# [STATED EXERCISE]
Which lines hold the word "component"? Copy each of them.

*** DATA SUPPLIED

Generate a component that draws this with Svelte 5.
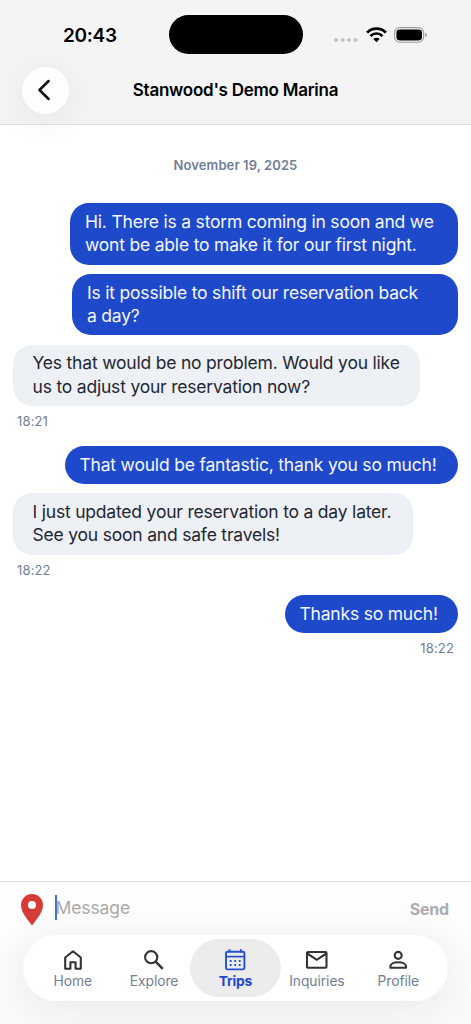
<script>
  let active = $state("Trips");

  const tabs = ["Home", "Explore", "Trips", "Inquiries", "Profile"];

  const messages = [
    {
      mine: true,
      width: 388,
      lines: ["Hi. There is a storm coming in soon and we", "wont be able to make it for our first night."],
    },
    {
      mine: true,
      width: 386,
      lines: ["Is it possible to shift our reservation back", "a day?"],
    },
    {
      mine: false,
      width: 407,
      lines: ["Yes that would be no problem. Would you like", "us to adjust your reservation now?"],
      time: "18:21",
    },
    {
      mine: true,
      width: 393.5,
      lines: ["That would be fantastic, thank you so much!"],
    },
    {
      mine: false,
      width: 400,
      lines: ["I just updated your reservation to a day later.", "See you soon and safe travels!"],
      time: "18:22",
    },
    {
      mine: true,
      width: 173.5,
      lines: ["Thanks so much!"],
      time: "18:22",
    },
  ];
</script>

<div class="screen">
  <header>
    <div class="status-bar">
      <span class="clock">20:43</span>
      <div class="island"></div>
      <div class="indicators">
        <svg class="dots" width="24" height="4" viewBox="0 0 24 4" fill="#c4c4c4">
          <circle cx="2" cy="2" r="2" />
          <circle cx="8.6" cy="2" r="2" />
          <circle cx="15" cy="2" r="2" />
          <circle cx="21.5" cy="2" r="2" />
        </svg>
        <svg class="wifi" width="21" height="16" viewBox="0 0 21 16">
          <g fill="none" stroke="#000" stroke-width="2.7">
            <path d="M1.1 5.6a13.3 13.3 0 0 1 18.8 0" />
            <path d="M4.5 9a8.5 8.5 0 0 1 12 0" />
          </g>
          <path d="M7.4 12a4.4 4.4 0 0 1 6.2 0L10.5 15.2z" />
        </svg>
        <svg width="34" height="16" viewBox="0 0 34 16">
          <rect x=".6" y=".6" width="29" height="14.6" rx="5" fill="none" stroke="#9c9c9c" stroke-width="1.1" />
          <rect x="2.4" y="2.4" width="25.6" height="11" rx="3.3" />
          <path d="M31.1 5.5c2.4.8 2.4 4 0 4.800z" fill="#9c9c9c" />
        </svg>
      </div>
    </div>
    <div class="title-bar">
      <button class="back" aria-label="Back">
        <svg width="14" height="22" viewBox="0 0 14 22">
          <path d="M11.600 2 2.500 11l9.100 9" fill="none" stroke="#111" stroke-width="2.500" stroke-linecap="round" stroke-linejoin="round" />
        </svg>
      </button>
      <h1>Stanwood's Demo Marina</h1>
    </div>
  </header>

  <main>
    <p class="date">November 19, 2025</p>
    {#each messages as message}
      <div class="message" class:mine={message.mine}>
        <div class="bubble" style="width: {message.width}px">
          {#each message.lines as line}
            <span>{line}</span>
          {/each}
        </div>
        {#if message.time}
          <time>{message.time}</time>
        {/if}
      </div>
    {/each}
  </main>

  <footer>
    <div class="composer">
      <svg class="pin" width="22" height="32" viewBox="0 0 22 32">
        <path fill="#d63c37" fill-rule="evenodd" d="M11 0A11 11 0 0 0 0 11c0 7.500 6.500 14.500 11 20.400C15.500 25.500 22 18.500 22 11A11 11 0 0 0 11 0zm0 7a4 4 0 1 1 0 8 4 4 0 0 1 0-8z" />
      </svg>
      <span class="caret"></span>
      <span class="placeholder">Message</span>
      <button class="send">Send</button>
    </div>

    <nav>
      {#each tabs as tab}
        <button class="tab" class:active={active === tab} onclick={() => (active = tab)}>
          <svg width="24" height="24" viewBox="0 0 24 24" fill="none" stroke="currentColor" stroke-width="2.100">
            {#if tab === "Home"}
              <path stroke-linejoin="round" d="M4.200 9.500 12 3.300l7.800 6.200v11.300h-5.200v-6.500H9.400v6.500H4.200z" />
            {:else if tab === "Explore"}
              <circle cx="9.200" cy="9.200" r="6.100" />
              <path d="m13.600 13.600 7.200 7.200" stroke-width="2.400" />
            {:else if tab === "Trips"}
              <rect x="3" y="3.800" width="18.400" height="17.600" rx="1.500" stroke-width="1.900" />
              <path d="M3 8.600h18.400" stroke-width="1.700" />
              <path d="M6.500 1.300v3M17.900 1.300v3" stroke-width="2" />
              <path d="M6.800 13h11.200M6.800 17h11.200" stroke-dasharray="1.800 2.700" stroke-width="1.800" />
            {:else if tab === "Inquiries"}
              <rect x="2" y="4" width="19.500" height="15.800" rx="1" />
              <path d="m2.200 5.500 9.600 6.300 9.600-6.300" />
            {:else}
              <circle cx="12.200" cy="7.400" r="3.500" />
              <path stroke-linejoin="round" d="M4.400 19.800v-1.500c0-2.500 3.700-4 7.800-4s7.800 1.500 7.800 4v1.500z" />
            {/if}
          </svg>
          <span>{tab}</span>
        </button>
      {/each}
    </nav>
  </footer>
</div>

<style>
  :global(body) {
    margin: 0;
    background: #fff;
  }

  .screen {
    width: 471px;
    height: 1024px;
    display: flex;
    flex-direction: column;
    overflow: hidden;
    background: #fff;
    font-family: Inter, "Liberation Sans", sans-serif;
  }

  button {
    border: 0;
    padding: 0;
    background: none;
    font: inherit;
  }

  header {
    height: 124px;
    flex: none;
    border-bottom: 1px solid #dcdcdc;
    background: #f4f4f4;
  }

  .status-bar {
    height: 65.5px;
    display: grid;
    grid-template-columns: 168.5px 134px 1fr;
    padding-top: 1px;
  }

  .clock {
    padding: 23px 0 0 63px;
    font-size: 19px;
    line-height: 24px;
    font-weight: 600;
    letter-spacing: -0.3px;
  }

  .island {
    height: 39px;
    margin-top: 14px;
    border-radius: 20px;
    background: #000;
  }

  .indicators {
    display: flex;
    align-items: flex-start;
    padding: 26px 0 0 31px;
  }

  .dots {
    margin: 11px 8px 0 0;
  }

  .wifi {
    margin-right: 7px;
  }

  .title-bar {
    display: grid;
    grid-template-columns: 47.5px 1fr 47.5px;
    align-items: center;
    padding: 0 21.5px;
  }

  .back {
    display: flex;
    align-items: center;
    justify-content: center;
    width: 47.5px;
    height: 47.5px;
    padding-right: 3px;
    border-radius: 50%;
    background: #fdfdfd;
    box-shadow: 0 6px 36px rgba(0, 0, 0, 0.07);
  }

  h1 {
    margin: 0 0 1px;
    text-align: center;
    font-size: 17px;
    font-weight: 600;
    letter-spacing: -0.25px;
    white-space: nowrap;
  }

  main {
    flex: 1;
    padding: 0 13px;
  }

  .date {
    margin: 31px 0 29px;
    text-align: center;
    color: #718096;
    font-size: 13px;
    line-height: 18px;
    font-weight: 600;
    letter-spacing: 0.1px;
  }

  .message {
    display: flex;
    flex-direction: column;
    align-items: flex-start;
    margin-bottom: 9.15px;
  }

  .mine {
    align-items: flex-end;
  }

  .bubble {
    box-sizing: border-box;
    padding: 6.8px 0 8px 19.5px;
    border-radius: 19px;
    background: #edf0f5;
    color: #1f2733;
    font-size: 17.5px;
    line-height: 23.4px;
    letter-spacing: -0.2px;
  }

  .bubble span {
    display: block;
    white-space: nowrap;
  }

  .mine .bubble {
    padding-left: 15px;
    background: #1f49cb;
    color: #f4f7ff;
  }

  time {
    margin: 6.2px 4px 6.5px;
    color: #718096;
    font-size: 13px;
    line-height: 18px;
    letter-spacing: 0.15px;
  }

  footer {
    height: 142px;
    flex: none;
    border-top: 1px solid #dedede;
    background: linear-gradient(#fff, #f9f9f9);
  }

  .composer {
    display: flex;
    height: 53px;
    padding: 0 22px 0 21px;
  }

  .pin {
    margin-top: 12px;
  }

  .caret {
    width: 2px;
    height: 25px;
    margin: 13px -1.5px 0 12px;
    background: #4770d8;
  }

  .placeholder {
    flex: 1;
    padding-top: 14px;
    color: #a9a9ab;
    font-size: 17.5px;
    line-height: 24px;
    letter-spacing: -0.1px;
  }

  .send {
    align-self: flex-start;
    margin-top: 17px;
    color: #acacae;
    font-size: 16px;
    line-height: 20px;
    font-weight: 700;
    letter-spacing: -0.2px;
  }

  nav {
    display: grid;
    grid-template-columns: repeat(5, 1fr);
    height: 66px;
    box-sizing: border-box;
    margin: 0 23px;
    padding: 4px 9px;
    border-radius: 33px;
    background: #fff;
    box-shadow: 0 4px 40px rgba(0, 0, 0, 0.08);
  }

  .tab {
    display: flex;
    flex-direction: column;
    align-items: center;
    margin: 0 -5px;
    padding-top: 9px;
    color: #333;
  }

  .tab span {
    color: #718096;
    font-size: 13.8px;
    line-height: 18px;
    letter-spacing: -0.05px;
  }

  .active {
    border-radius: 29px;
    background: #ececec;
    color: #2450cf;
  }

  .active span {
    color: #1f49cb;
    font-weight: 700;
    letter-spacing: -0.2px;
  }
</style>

******
*** DATA SUPPLIED

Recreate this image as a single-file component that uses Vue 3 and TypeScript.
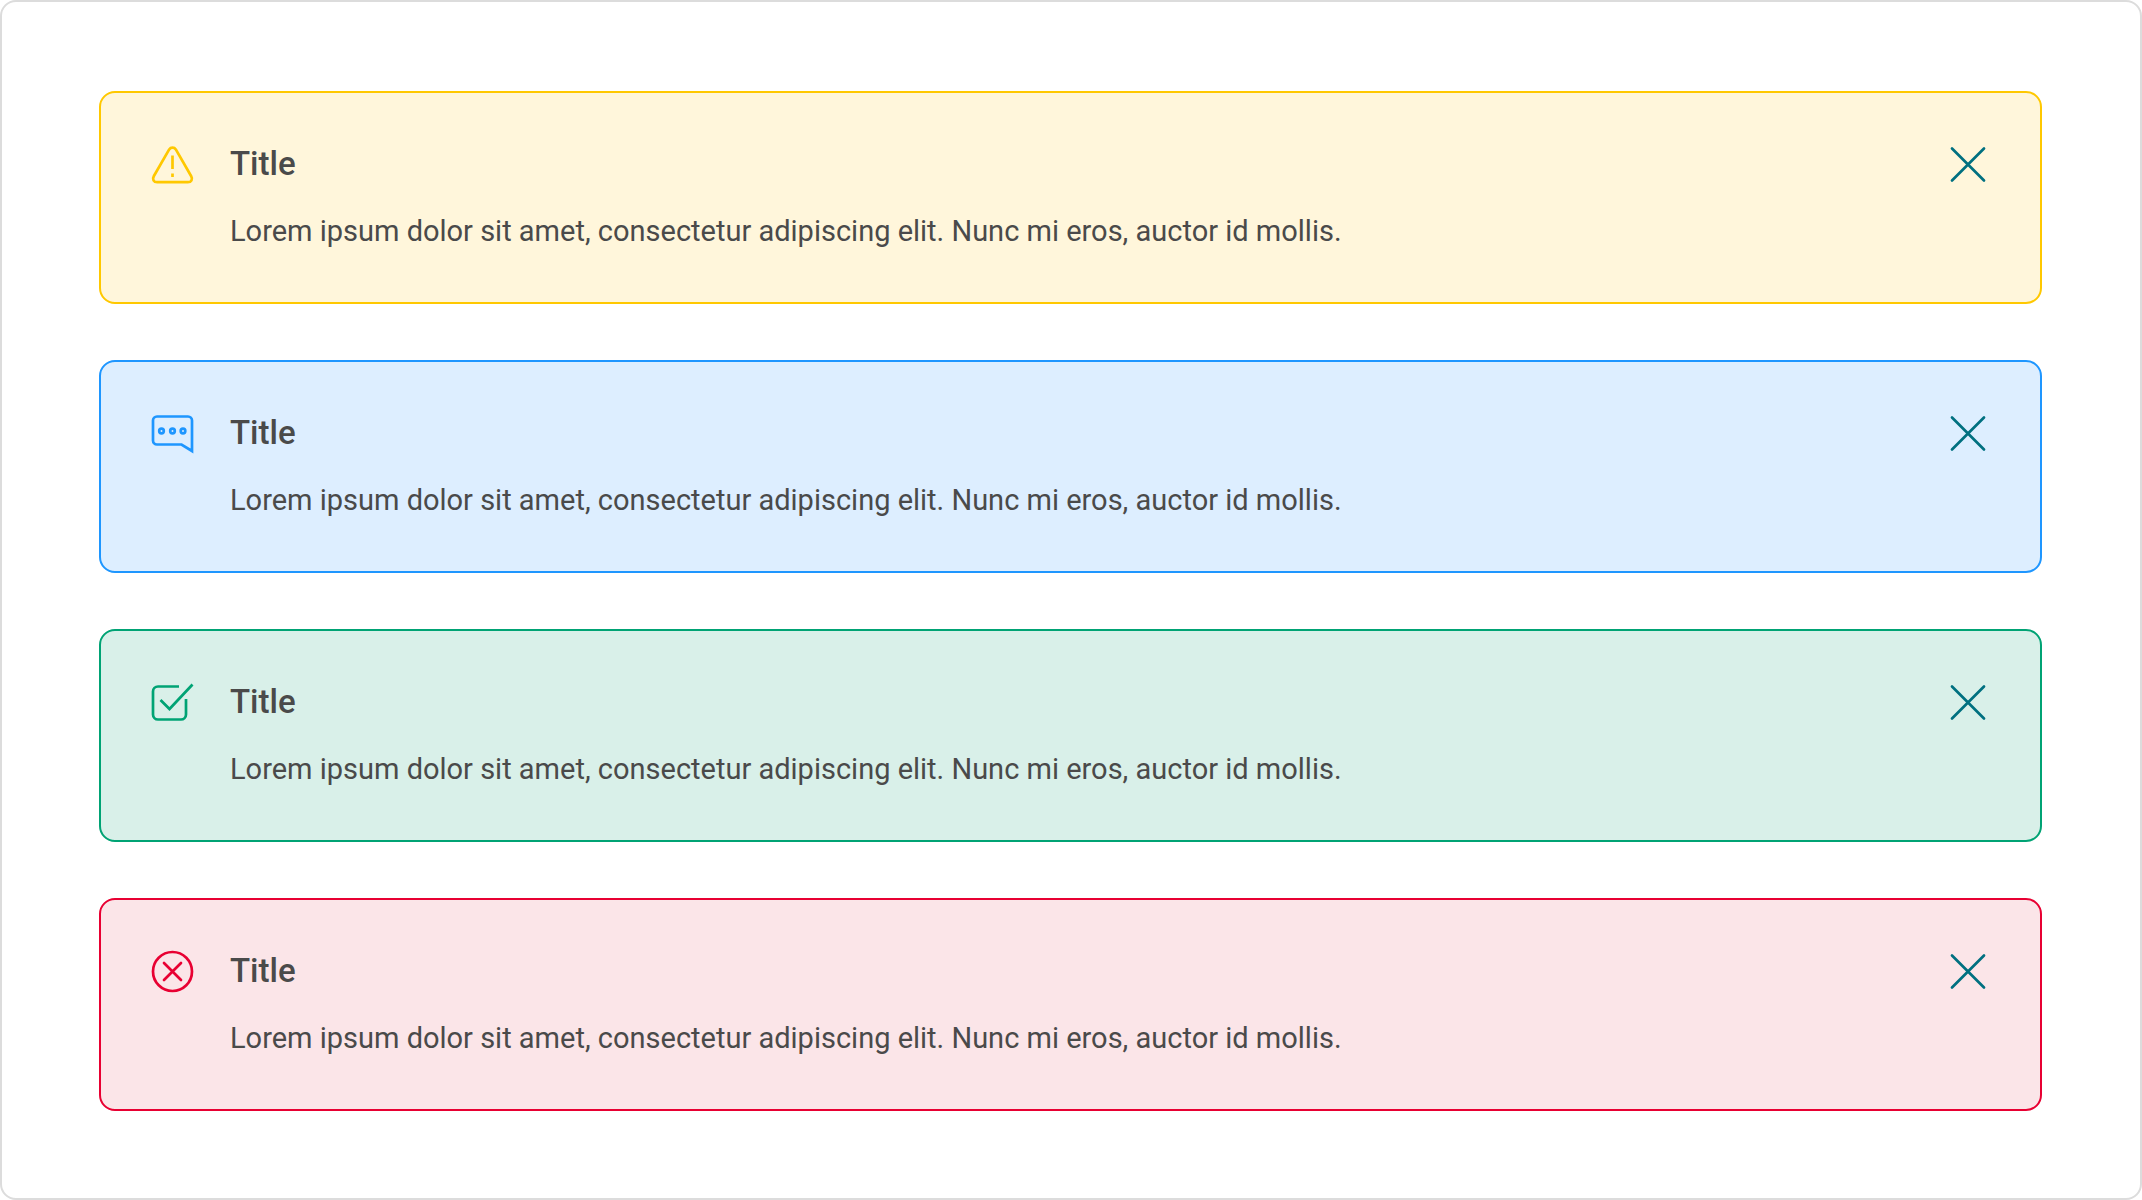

******

# [PROBLEM SOLUTION]
Generate a component that draws this with Svelte 5.
Recreate this image as a single-file component that uses Vue 3 and TypeScript.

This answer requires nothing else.